» **Exercise description**
Images appear in the records below; leave them out and repeat everything else exactly.
┌──
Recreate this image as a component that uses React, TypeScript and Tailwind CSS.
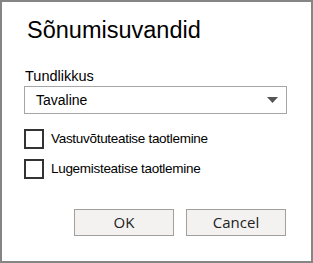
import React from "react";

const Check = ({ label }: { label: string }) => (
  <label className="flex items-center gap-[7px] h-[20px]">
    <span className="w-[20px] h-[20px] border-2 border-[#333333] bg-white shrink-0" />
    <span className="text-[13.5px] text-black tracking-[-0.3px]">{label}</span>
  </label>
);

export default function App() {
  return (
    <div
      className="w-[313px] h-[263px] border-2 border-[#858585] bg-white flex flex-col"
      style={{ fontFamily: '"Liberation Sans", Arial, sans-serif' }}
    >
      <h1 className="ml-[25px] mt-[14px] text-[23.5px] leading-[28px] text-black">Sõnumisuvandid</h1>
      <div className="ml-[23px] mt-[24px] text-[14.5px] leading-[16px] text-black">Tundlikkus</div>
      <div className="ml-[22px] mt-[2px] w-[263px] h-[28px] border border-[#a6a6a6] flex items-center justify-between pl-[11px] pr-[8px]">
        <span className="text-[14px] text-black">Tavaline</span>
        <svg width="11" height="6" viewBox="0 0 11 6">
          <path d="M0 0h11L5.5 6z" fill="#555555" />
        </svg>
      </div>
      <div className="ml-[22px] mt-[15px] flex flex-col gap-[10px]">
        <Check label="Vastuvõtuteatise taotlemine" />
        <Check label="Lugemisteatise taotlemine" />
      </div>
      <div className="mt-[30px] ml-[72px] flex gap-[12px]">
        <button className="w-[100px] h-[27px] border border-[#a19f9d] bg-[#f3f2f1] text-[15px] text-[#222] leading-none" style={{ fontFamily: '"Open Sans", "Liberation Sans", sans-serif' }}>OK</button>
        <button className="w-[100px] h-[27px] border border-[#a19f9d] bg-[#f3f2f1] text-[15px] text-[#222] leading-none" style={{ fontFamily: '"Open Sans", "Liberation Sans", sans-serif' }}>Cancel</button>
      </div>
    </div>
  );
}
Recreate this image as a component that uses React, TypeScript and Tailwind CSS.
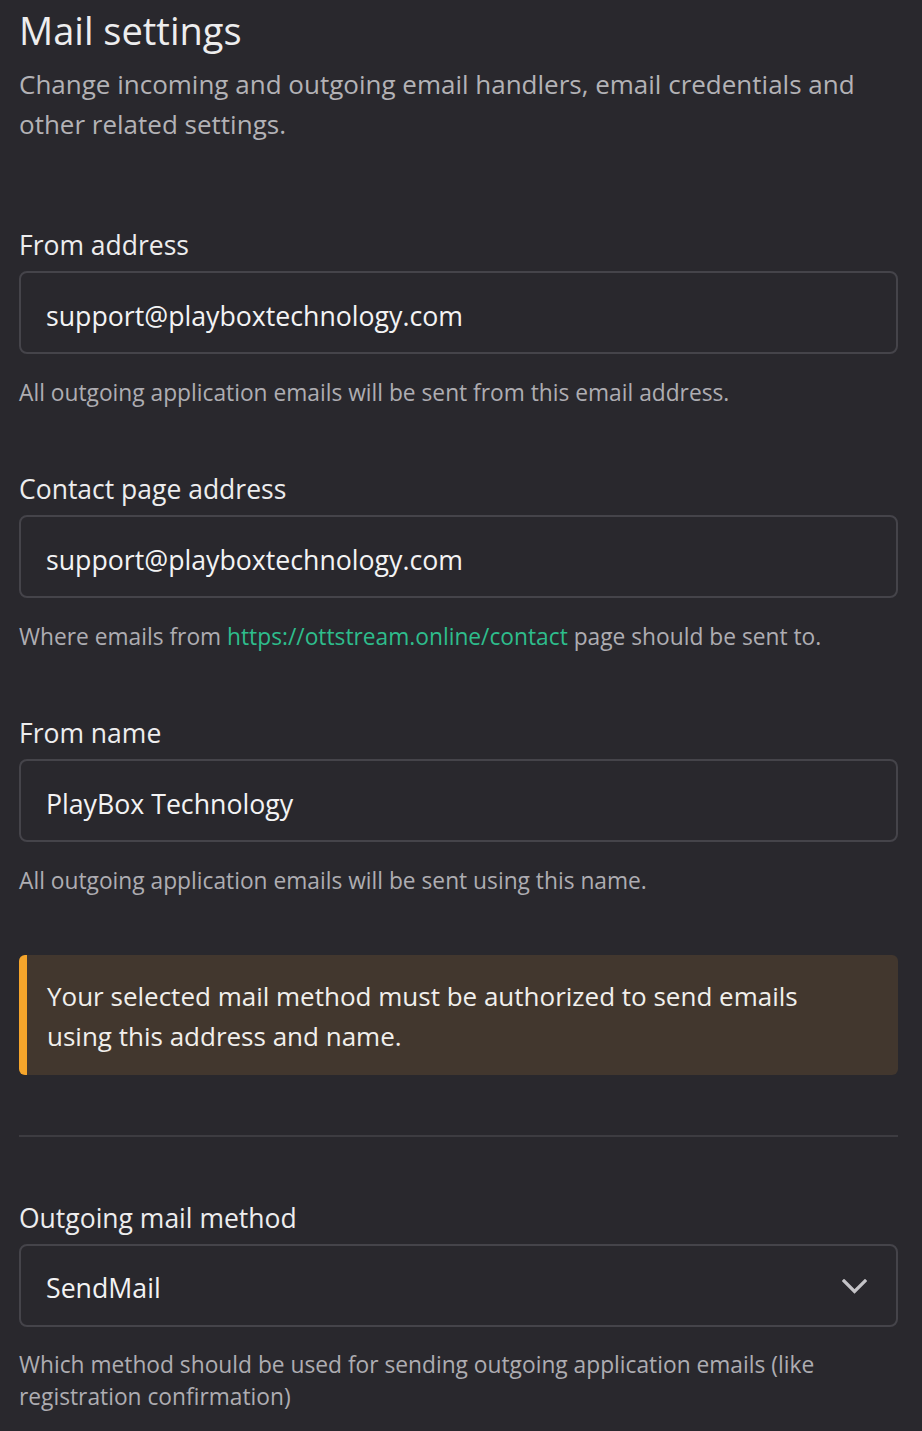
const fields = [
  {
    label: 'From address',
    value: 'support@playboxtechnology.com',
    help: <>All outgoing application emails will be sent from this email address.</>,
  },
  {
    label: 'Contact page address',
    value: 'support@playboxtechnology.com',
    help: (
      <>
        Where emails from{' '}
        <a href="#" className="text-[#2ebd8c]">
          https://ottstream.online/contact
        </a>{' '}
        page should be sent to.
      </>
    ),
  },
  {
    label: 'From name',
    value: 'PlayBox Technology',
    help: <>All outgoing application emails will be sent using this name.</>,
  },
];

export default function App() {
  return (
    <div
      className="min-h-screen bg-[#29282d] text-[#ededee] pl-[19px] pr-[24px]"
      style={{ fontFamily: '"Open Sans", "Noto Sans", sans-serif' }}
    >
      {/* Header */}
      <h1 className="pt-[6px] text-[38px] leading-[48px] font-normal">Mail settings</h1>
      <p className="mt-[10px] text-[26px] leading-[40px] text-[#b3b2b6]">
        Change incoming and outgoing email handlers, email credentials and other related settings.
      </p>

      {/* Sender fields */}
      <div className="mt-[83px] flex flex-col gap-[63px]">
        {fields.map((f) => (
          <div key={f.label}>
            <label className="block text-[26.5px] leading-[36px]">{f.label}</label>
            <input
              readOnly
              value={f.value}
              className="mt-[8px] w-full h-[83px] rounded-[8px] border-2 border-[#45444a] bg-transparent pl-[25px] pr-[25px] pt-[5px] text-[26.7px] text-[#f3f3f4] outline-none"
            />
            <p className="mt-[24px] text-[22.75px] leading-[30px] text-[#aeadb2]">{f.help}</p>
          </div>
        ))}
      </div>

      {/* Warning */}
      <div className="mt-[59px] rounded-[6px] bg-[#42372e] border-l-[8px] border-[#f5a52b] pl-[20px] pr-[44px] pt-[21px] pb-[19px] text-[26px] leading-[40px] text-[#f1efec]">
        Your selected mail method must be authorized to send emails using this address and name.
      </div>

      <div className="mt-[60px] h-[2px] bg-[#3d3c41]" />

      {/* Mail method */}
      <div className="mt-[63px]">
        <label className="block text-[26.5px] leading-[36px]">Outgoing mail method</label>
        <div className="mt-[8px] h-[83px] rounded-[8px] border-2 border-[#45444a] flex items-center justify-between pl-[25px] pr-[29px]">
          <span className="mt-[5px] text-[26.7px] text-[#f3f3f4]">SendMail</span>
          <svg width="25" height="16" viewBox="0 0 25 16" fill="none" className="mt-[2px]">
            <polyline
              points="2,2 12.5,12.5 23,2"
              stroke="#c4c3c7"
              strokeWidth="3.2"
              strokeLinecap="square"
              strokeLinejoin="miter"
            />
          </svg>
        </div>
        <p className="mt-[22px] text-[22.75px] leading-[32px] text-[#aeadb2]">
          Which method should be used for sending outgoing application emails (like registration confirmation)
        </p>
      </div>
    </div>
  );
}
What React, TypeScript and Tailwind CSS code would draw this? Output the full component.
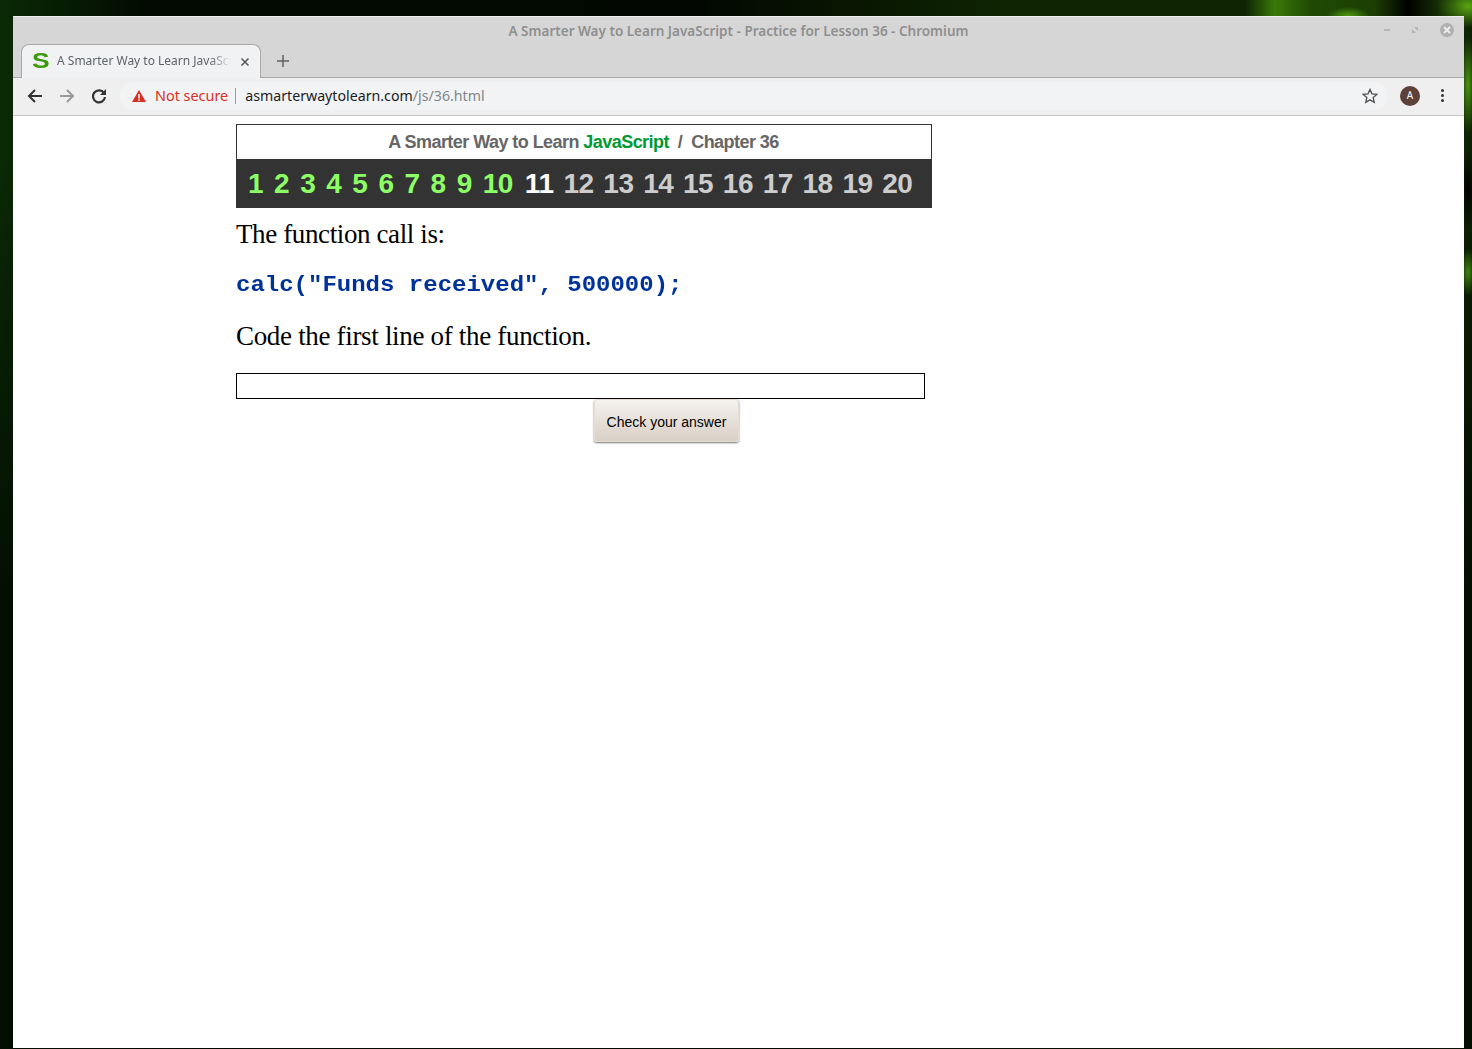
└──
» **Task result**
Recreate this image as a component that uses React, TypeScript and Tailwind CSS.
import React from "react";

const Check = ({ label }: { label: string }) => (
  <label className="flex items-center gap-[7px] h-[20px]">
    <span className="w-[20px] h-[20px] border-2 border-[#333333] bg-white shrink-0" />
    <span className="text-[13.5px] text-black tracking-[-0.3px]">{label}</span>
  </label>
);

export default function App() {
  return (
    <div
      className="w-[313px] h-[263px] border-2 border-[#858585] bg-white flex flex-col"
      style={{ fontFamily: '"Liberation Sans", Arial, sans-serif' }}
    >
      <h1 className="ml-[25px] mt-[14px] text-[23.5px] leading-[28px] text-black">Sõnumisuvandid</h1>
      <div className="ml-[23px] mt-[24px] text-[14.5px] leading-[16px] text-black">Tundlikkus</div>
      <div className="ml-[22px] mt-[2px] w-[263px] h-[28px] border border-[#a6a6a6] flex items-center justify-between pl-[11px] pr-[8px]">
        <span className="text-[14px] text-black">Tavaline</span>
        <svg width="11" height="6" viewBox="0 0 11 6">
          <path d="M0 0h11L5.5 6z" fill="#555555" />
        </svg>
      </div>
      <div className="ml-[22px] mt-[15px] flex flex-col gap-[10px]">
        <Check label="Vastuvõtuteatise taotlemine" />
        <Check label="Lugemisteatise taotlemine" />
      </div>
      <div className="mt-[30px] ml-[72px] flex gap-[12px]">
        <button className="w-[100px] h-[27px] border border-[#a19f9d] bg-[#f3f2f1] text-[15px] text-[#222] leading-none" style={{ fontFamily: '"Open Sans", "Liberation Sans", sans-serif' }}>OK</button>
        <button className="w-[100px] h-[27px] border border-[#a19f9d] bg-[#f3f2f1] text-[15px] text-[#222] leading-none" style={{ fontFamily: '"Open Sans", "Liberation Sans", sans-serif' }}>Cancel</button>
      </div>
    </div>
  );
}
Recreate this image as a component that uses React, TypeScript and Tailwind CSS.
const fields = [
  {
    label: 'From address',
    value: 'support@playboxtechnology.com',
    help: <>All outgoing application emails will be sent from this email address.</>,
  },
  {
    label: 'Contact page address',
    value: 'support@playboxtechnology.com',
    help: (
      <>
        Where emails from{' '}
        <a href="#" className="text-[#2ebd8c]">
          https://ottstream.online/contact
        </a>{' '}
        page should be sent to.
      </>
    ),
  },
  {
    label: 'From name',
    value: 'PlayBox Technology',
    help: <>All outgoing application emails will be sent using this name.</>,
  },
];

export default function App() {
  return (
    <div
      className="min-h-screen bg-[#29282d] text-[#ededee] pl-[19px] pr-[24px]"
      style={{ fontFamily: '"Open Sans", "Noto Sans", sans-serif' }}
    >
      {/* Header */}
      <h1 className="pt-[6px] text-[38px] leading-[48px] font-normal">Mail settings</h1>
      <p className="mt-[10px] text-[26px] leading-[40px] text-[#b3b2b6]">
        Change incoming and outgoing email handlers, email credentials and other related settings.
      </p>

      {/* Sender fields */}
      <div className="mt-[83px] flex flex-col gap-[63px]">
        {fields.map((f) => (
          <div key={f.label}>
            <label className="block text-[26.5px] leading-[36px]">{f.label}</label>
            <input
              readOnly
              value={f.value}
              className="mt-[8px] w-full h-[83px] rounded-[8px] border-2 border-[#45444a] bg-transparent pl-[25px] pr-[25px] pt-[5px] text-[26.7px] text-[#f3f3f4] outline-none"
            />
            <p className="mt-[24px] text-[22.75px] leading-[30px] text-[#aeadb2]">{f.help}</p>
          </div>
        ))}
      </div>

      {/* Warning */}
      <div className="mt-[59px] rounded-[6px] bg-[#42372e] border-l-[8px] border-[#f5a52b] pl-[20px] pr-[44px] pt-[21px] pb-[19px] text-[26px] leading-[40px] text-[#f1efec]">
        Your selected mail method must be authorized to send emails using this address and name.
      </div>

      <div className="mt-[60px] h-[2px] bg-[#3d3c41]" />

      {/* Mail method */}
      <div className="mt-[63px]">
        <label className="block text-[26.5px] leading-[36px]">Outgoing mail method</label>
        <div className="mt-[8px] h-[83px] rounded-[8px] border-2 border-[#45444a] flex items-center justify-between pl-[25px] pr-[29px]">
          <span className="mt-[5px] text-[26.7px] text-[#f3f3f4]">SendMail</span>
          <svg width="25" height="16" viewBox="0 0 25 16" fill="none" className="mt-[2px]">
            <polyline
              points="2,2 12.5,12.5 23,2"
              stroke="#c4c3c7"
              strokeWidth="3.2"
              strokeLinecap="square"
              strokeLinejoin="miter"
            />
          </svg>
        </div>
        <p className="mt-[22px] text-[22.75px] leading-[32px] text-[#aeadb2]">
          Which method should be used for sending outgoing application emails (like registration confirmation)
        </p>
      </div>
    </div>
  );
}
What React, TypeScript and Tailwind CSS code would draw this? Output the full component.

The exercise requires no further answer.